Les recueils « méditerranéens »

Les deux recueils suivants sont consacrés à des poèmes étrangers, traduits par deux poètes de seconde zone, Heyse et Geibel. Le Spanisches Liederbuch (« Chants espagnols », 1889-90) comporte une partie de chants sacrés et une partie de chants profanes. Les chants sacrés commencent en hymne à Marie, à laquelle sont consacrés les trois premiers ; puis nous assistons à la naissance de Jésus, saluons l'enfant merveilleux, qui nous conduit doucement vers le Sauveur martyrisé. Le ton est simple, les harmonies moins chromatiques que dans la plupart des autres compositions ; la profonde religiosité de Wolf, qui ne s'était guère exprimée depuis Mörike, revient ici à la surface.

Les chants profanes, quant à eux, se caractérisent par un délicieux climat entre larmes et sourire, tout à fait particulier à ce recueil, et qui ne se trouve guère exprimé ailleurs avec pareil bonheur. C'est mi-amusés, mi-attendris que nous assistons aux déboires de tel amoureux trop timide (Wer sein holdes Lieb verloren), ou de tel autre auquel les œillades de la belle promettent le bonheur, tandis que le geste de son doigt lui ôte tout espoir (Seltsam ist Juanas Weise ; Auf dem grünen Balkon mein Mädchen).

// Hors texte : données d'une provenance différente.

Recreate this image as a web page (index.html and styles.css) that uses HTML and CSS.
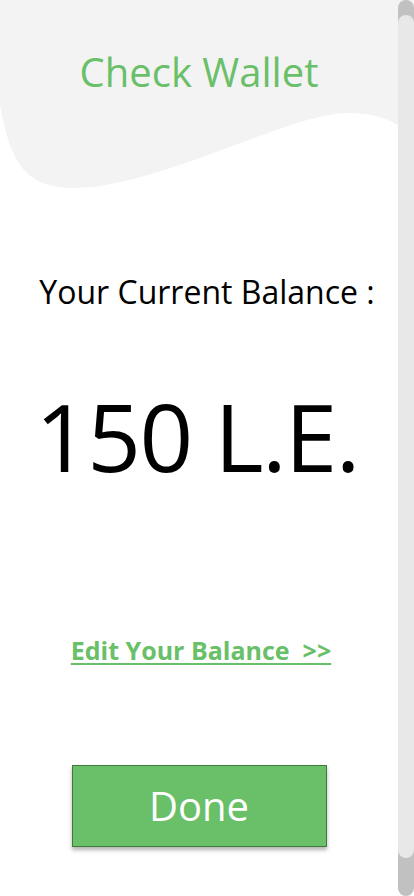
FILE: index.html
```html
<!DOCTYPE html>
<html lang="en">
<head>
<meta charset="utf-8">
<title>Check Wallet</title>
<link rel="stylesheet" href="styles.css">
</head>
<body>
<div class="page">
  <header class="header">
    <svg class="wave" viewBox="0 0 398 190" preserveAspectRatio="none" aria-hidden="true">
      <path d="M0 0 H398 V137 C380 120 362 113 333 113 C280 113 150 188 72 188 C22 188 10 160 0 105 Z" fill="#f3f3f3"/>
    </svg>
    <h1 class="title">Check Wallet</h1>
  </header>
  <main class="content">
    <p class="label">Your Current Balance :</p>
    <p class="amount">150 L.E.</p>
    <a class="edit" href="#">Edit Your Balance &nbsp;&gt;&gt;</a>
    <button class="done" type="button">Done</button>
  </main>
</div>
<div class="scrollbar"><div class="scrollbar-thumb"></div></div>
</body>
</html>
```
FILE: styles.css
```css
html, body {
  margin: 0;
  padding: 0;
  background: #ffffff;
}
body {
  font-family: "Open Sans", "Noto Sans", sans-serif;
  width: 414px;
  height: 896px;
  overflow: hidden;
  position: relative;
}
.page {
  width: 398px;
  display: flex;
  flex-direction: column;
}
.header {
  position: relative;
  height: 190px;
  display: flex;
  justify-content: center;
}
.wave {
  position: absolute;
  left: 0;
  top: 0;
  width: 414px;
  height: 190px;
}
.title {
  position: relative;
  margin: 45px 0 0;
  font-size: 40px;
  font-weight: 400;
  line-height: 54px;
  color: #6abf69;
}
.content {
  display: flex;
  flex-direction: column;
  align-items: center;
}
.label {
  margin: 80px 0 0;
  padding-left: 16px;
  font-size: 32px;
  line-height: 44px;
  color: #000;
  white-space: nowrap;
}
.amount {
  margin: 58px 0 0;
  padding-right: 4px;
  font-size: 94px;
  line-height: 128px;
  color: #000;
  letter-spacing: -1.6px;
  white-space: nowrap;
}
.edit {
  margin-top: 133px;
  font-size: 25px;
  font-weight: 700;
  line-height: 34px;
  color: #6abf69;
  text-decoration: underline;
  text-underline-offset: 3px;
  text-decoration-thickness: 2px;
  padding-left: 4px;
  white-space: nowrap;
}
.done {
  margin-top: 98px;
  width: 255px;
  height: 82px;
  background: #6abf69;
  border: 1px solid #3e7a3c;
  box-shadow: 0 3px 4px rgba(0, 0, 0, 0.3);
  color: #fff;
  font-family: "Open Sans", "Noto Sans", sans-serif;
  font-size: 40px;
  line-height: 54px;
  padding: 0;
}
.scrollbar {
  position: absolute;
  top: 0;
  right: 0;
  width: 16px;
  height: 896px;
  background: #c1c1c1;
  border-radius: 8px;
}
.scrollbar-thumb {
  position: absolute;
  top: 15px;
  left: 0;
  width: 16px;
  height: 843px;
  background: #e8e8e8;
  border-radius: 8px;
}
```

Dans l'Italienisches Liederbuch (« Chants italiens », 1890-91 et 1896), un des thèmes auxquels Wolf est particulièrement attentif est la dispute entre amoureux. Deux merveilleux lieder chantent la réconciliation : Wir haben beide lange Zeit geschwiegen et Nun lass uns Frieden schliessen ; d'autres nous mènent au milieu de la bataille, dont le ton taquin laisse cependant prévoir un dénouement heureux (Du sagst mir… ; Nein, junger Herr ; Wer rief dich denn ?). Deux seulement sont d'une teneur vraiment dramatique : Hofärtig seid ihr, schönes Kind (où l'amant malheureux claque la porte avec un accord dissonant), et Was soll der Zorn mein Schatz.

Les lieder non compris dans ces recueils mais publiés par Wolf de son vivant sont réunis sous le titre Lieder nach verschiedenen Dichtern (d'après différents poètes). En dehors du ravissant Mausfallen-Sprüchlein (encore Mörike !) et des six poèmes d'après Gottfried Keller, les mieux connus sont les trois lieder d'après Michel-Ange, lourds de tristesse et de mélancolie.